Danno erariale: Se il ricorso al TAR si conclude con la condanna del Comune al pagamento delle spese legali, la Corte dei Conti può avviare un’azione per danno erariale nei confronti del funzionario o del dirigente responsabile del diniego illegittimo. La Corte dei Conti può accertare una condotta gravemente colposa e condannare il funzionario a risarcire il danno causato all’ente.
In casi particolarmente gravi e reiterati, il rifiuto di atti d’ufficio può assumere rilevanza penale.
Reato di Rifiuto e Omissione di Atti d’Ufficio (art. 328 c.p.): Il consigliere, a seguito del diniego o del silenzio, può presentare una denuncia-querela alla Procura della Repubblica. Se il pubblico ufficiale (ad es. il dirigente o il segretario comunale) omette di compiere un atto del suo ufficio che deve essere compiuto senza ritardo per ragioni di giustizia o di sicurezza pubblica, o comunque non risponde entro 30 giorni alla richiesta di compiere un atto dovuto, può incorrere in questo reato.
Oltre agli aspetti legali, il diniego di accesso ha un forte impatto politico e sulla reputazione dell’amministrazione.

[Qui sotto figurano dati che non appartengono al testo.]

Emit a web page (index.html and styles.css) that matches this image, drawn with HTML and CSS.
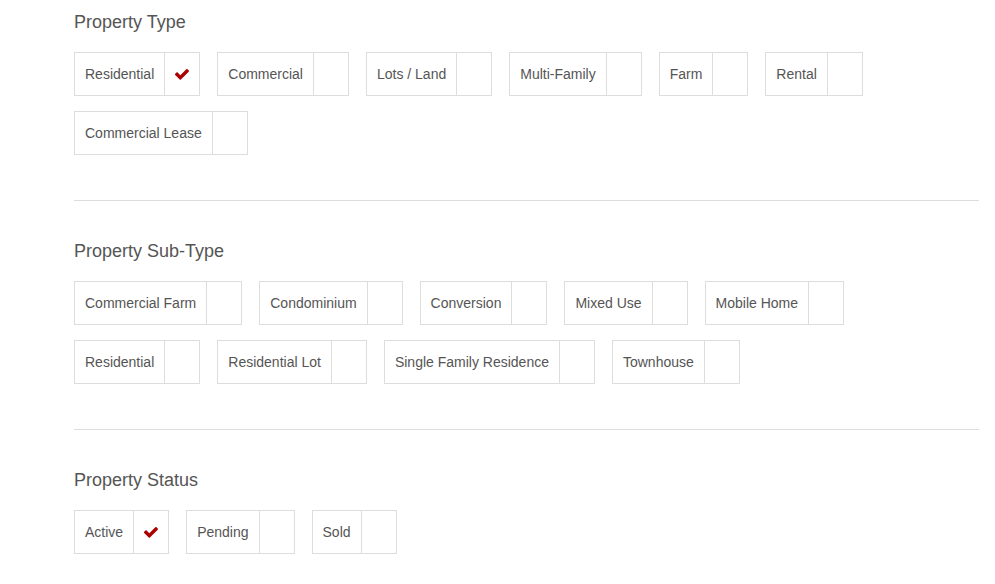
FILE: index.html
```html
<!DOCTYPE html>
<html>
<head>
    <title>Property Search</title>
    <link rel="stylesheet" href="styles.css">
</head>
<body>
    <div class="container">
        <div class="filter-group">
            <h3>Property Type</h3>
            <div class="options">
                <label class="option checked"><span class="option-text">Residential</span><span class="option-box"><svg viewBox="128 370 1543 1152"><path d="M1671 566q0 40-28 68l-724 724-136 136q-28 28-68 28t-68-28l-136-136-362-362q-28-28-28-68t28-68l136-136q28-28 68-28t68 28l294 295 656-657q28-28 68-28t68 28l136 136q28 28 28 68z"/></svg></span></label>
                <label class="option"><span class="option-text">Commercial</span><span class="option-box"></span></label>
                <label class="option"><span class="option-text">Lots / Land</span><span class="option-box"></span></label>
                <label class="option"><span class="option-text">Multi-Family</span><span class="option-box"></span></label>
                <label class="option"><span class="option-text">Farm</span><span class="option-box"></span></label>
                <label class="option"><span class="option-text">Rental</span><span class="option-box"></span></label>
                <label class="option"><span class="option-text">Commercial Lease</span><span class="option-box"></span></label>
            </div>
        </div>

        <hr>

        <div class="filter-group">
            <h3>Property Sub-Type</h3>
            <div class="options">
                <label class="option"><span class="option-text">Commercial Farm</span><span class="option-box"></span></label>
                <label class="option"><span class="option-text">Condominium</span><span class="option-box"></span></label>
                <label class="option"><span class="option-text">Conversion</span><span class="option-box"></span></label>
                <label class="option"><span class="option-text">Mixed Use</span><span class="option-box"></span></label>
                <label class="option"><span class="option-text">Mobile Home</span><span class="option-box"></span></label>
                <label class="option"><span class="option-text">Residential</span><span class="option-box"></span></label>
                <label class="option"><span class="option-text">Residential Lot</span><span class="option-box"></span></label>
                <label class="option"><span class="option-text">Single Family Residence</span><span class="option-box"></span></label>
                <label class="option"><span class="option-text">Townhouse</span><span class="option-box"></span></label>
            </div>
        </div>

        <hr>

        <div class="filter-group">
            <h3>Property Status</h3>
            <div class="options">
                <label class="option checked"><span class="option-text">Active</span><span class="option-box"><svg viewBox="128 370 1543 1152"><path d="M1671 566q0 40-28 68l-724 724-136 136q-28 28-68 28t-68-28l-136-136-362-362q-28-28-28-68t28-68l136-136q28-28 68-28t68 28l294 295 656-657q28-28 68-28t68 28l136 136q28 28 28 68z"/></svg></span></label>
                <label class="option"><span class="option-text">Pending</span><span class="option-box"></span></label>
                <label class="option"><span class="option-text">Sold</span><span class="option-box"></span></label>
            </div>
        </div>
    </div>
</body>
</html>
```

FILE: styles.css
```css
body {
    font-family: "Liberation Sans", Arial, sans-serif;
    margin: 0;
    padding: 0;
    background-color: #fff;
    color: #555;
}

.container {
    width: 905px;
    margin-left: 74px;
    padding-top: 12px;
}

.filter-group h3 {
    margin: 0 0 20px 0;
    font-size: 18px;
    line-height: 20px;
    font-weight: normal;
    color: #555;
}

.options {
    display: flex;
    flex-wrap: wrap;
    gap: 15px 17px;
}

.option {
    display: flex;
    height: 42px;
    border: 1px solid #ddd;
    font-size: 14px;
    line-height: 16px;
    color: #555;
    cursor: pointer;
}

.option-text {
    display: flex;
    align-items: center;
    padding: 0 10px;
}

.option-box {
    display: flex;
    align-items: center;
    justify-content: center;
    width: 34px;
    border-left: 1px solid #ddd;
}

.option-box svg {
    width: 14px;
    height: 11px;
    fill: #a00;
}

hr {
    border: none;
    border-top: 1px solid #ddd;
    margin: 45px 0 40px 0;
}
```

Negare l’accesso agli atti, soprattutto su tematiche di interesse pubblico come la riapertura di una piscina, crea un’immagine di opacità, scarsa trasparenza e mancanza di rispetto per il ruolo di controllo dei consiglieri. Il diniego erode inoltre la fiducia dei cittadini e degli stessi consiglieri nel corretto funzionamento della pubblica amministrazione, alimentando sospetti e critiche. L’azione del consigliere che si vede negare un diritto fondamentale diventerà oggetto di dibattito in consiglio e sui media locali, con un impatto negativo per l’intera maggioranza e per il sindaco.
In sintesi, l’amministrazione che nega il diritto di accesso agli atti a un consigliere comunale non solo viola la legge, ma si espone a una serie di pesanti conseguenze che vanno dalla sanzione giudiziaria, con costi ovviamente a carico dei contribuenti, alle ripercussioni politiche e di immagine, che possono minare la stabilità e la credibilità dell’ente.